Copy Board vs Unmake Move
Copy Board vs Unmake Move
Apologies if this is a little basic for this forum: I am fairy new to this and am trying to get my head around why most chess engines unmake moves, rather than using memory copy during the search. I understand (vagely) that it is broadly to do with memory access latencies, but with more modern processors with large caches sizes is this still such a big issue? Can anyone point me to any discussions/resources on this point? (I couldn't seem to find much on simplistic search criteria) Thanks.
- Bo Persson
- Posts: 14
- Joined: Thu Jun 10, 2010 10:34 am
- Real Name: Bo Persson
- Location: Malmö, Sweden
Re: Copy Board vs Unmake Move
Which is most efficient depends a lot on how large a state your program keeps. You can either use copy-and-discard, or make-unmake. The amount of memory traffic produced by each method, determines what will be the fastest.

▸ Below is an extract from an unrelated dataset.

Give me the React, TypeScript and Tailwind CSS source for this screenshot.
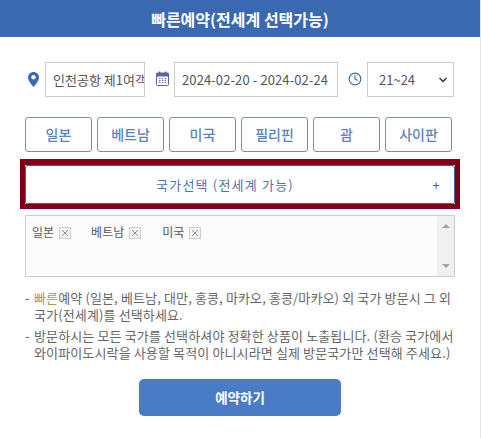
import { Clock, ChevronDown } from 'lucide-react';

const FONT = "font-['Noto_Sans_CJK_KR','Noto_Sans',sans-serif]";
const COUNTRIES = ['일본', '베트남', '미국', '필리핀', '괌', '사이판'];
const PICKED = [
  { name: '일본', mr: 'mr-[20px]' },
  { name: '베트남', mr: 'mr-[21px]' },
  { name: '미국', mr: '' },
];

function Removable({ name, mr }: { name: string; mr: string }) {
  return (
    <span className={`flex items-center ${mr}`}>
      <span className="text-[12px] leading-[17px] text-[#555]">{name}</span>
      <span className="ml-[5px] mt-[3px] flex h-[12px] w-[12px] items-center justify-center border border-[#ccc] bg-[#f4f4f4]">
        <svg width="8" height="8" viewBox="0 0 8 8" stroke="#777" strokeWidth="0.8"><path d="M1 1l6 6M7 1l-6 6" /></svg>
      </span>
    </span>
  );
}

export default function App() {
  return (
    <div className={`h-[438px] w-[481px] overflow-hidden border-r border-[#e6e6e6] bg-white ${FONT}`}>
      <div className="flex h-[37px] items-center justify-center bg-[#3a69b2] text-[16px] font-bold text-white">
        빠른예약(전세계 선택가능)
      </div>

      <div className="mt-[25px] flex h-[35px] items-center pl-[28px]">
        <svg width="11" height="15" viewBox="0 0 11 15" className="mr-[6px]">
          <path d="M5.5 0C2.5 0 0 2.4 0 5.4 0 9 5.5 15 5.5 15S11 9 11 5.4C11 2.4 8.5 0 5.5 0z" fill="#3a69b2" />
          <circle cx="5.5" cy="5.3" r="2.2" fill="#fff" />
        </svg>
        <div className="flex h-full w-[100px] items-center overflow-hidden whitespace-nowrap border border-[#ccc] pl-[7px] text-[13px] text-[#555]">
          인천공항 제1여객터미널
        </div>
        <svg width="13" height="15" viewBox="0 0 13 15" className="ml-[11px] mb-[2px] mr-[5px]">
          <rect x="0.5" y="2" width="12" height="12.5" rx="1" fill="#fff" stroke="#5b62a8" />
          <rect x="0.5" y="2" width="12" height="3.5" fill="#5b62a8" />
          <path d="M3.5 0.5v2.5M9.5 0.5v2.5" stroke="#5b62a8" strokeWidth="1.4" />
          <path d="M3 7.5h1.5M5.8 7.5h1.5M8.6 7.5h1.5M3 9.5h1.5M5.8 9.5h1.5M8.6 9.5h1.5M3 11.5h1.5M5.8 11.5h1.5M8.6 11.5h1.5" stroke="#6b72b0" strokeWidth="1" />
        </svg>
        <div className="flex h-full w-[164px] items-center border border-[#ccc] pl-[7px] text-[13px] tracking-[0.1px] text-[#555]">
          2024-02-20 - 2024-02-24
        </div>
        <Clock size={14} stroke="#3a69b2" className="ml-[10px] mb-[2px] mr-[5px]" />
        <div className="flex h-full w-[87px] items-center justify-between border border-[#ccc] pl-[11px] pr-[4px] text-[13px] text-[#555]">
          21~24
          <ChevronDown size={12} strokeWidth={3.5} stroke="#444" />
        </div>
      </div>

      <div className="ml-[25px] mt-[20px] flex gap-[5px]">
        {COUNTRIES.map((c) => (
          <div key={c} className="flex h-[35px] w-[67px] items-center justify-center rounded-[3px] border border-[#6f8fc4] text-[14px] font-medium text-[#5d83bd]">
            {c}
          </div>
        ))}
      </div>

      <div className="ml-[20px] mt-[7px] h-[50px] w-[440px] border-x-[5px] border-b-[5px] border-t-[6px] border-[#80001a]">
        <div className="relative flex h-full items-center justify-center rounded-[2px] border border-[#3a69b2] pr-[30px] text-[13px] tracking-[1.2px] text-[#5572a8]">
          국가선택 (전세계 가능)
          <span className="absolute right-[13px] text-[13px] text-[#4a5aa8]">+</span>
        </div>
      </div>

      <div className="ml-[25px] mt-[6px] flex h-[62px] w-[430px] border border-[#ccc] bg-[#fcfcfc]">
        <div className="flex flex-1 items-start pl-[6px] pt-[7px]">
          {PICKED.map((p) => (
            <Removable key={p.name} name={p.name} mr={p.mr} />
          ))}
        </div>
        <div className="flex w-[17px] flex-col items-center justify-between bg-[#f0f0f0] py-[8px]">
          <svg width="8" height="4" viewBox="0 0 8 4" fill="#a3a3a3"><path d="M4 0l4 4H0z" /></svg>
          <svg width="8" height="4" viewBox="0 0 8 4" fill="#a3a3a3"><path d="M0 0h8L4 4z" /></svg>
        </div>
      </div>

      <div className="ml-[25px] mt-[12px] w-[430px] text-[13px] leading-[17px] tracking-[0.13px] text-[#666]">
        <div className="flex">
          <span className="w-[9px] shrink-0">-</span>
          <p><span className="text-[#b98f5a]">빠른</span>예약 (일본, 베트남, 대만, 홍콩, 마카오, 홍콩/마카오) 외 국가 방문시 그 외 국가(전세계)를 선택하세요.</p>
        </div>
        <div className="mt-[4px] flex">
          <span className="w-[9px] shrink-0">-</span>
          <p>방문하시는 모든 국가를 선택하셔야 정확한 상품이 노출됩니다. (환승 국가에서 와이파이도시락을 사용할 목적이 아니시라면 실제 방문국가만 선택해 주세요.)</p>
        </div>
      </div>

      <div className="ml-[139px] mt-[18px] flex h-[37px] w-[202px] items-center justify-center rounded-[5px] bg-[#4a7cc5] text-[13.5px] font-bold text-white">
        예약하기
      </div>
    </div>
  );
}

A make-unmake might keep the data in the same cache lines for a longer time, while not having an unmake function obviously saves some execution time. "The fastest way of doing something, is not doing it at all."
Like almost always, there is no general answer.
A make-unmake might keep the data in the same cache lines for a longer time, while not having an unmake function obviously saves some execution time. "The fastest way of doing something, is not doing it at all."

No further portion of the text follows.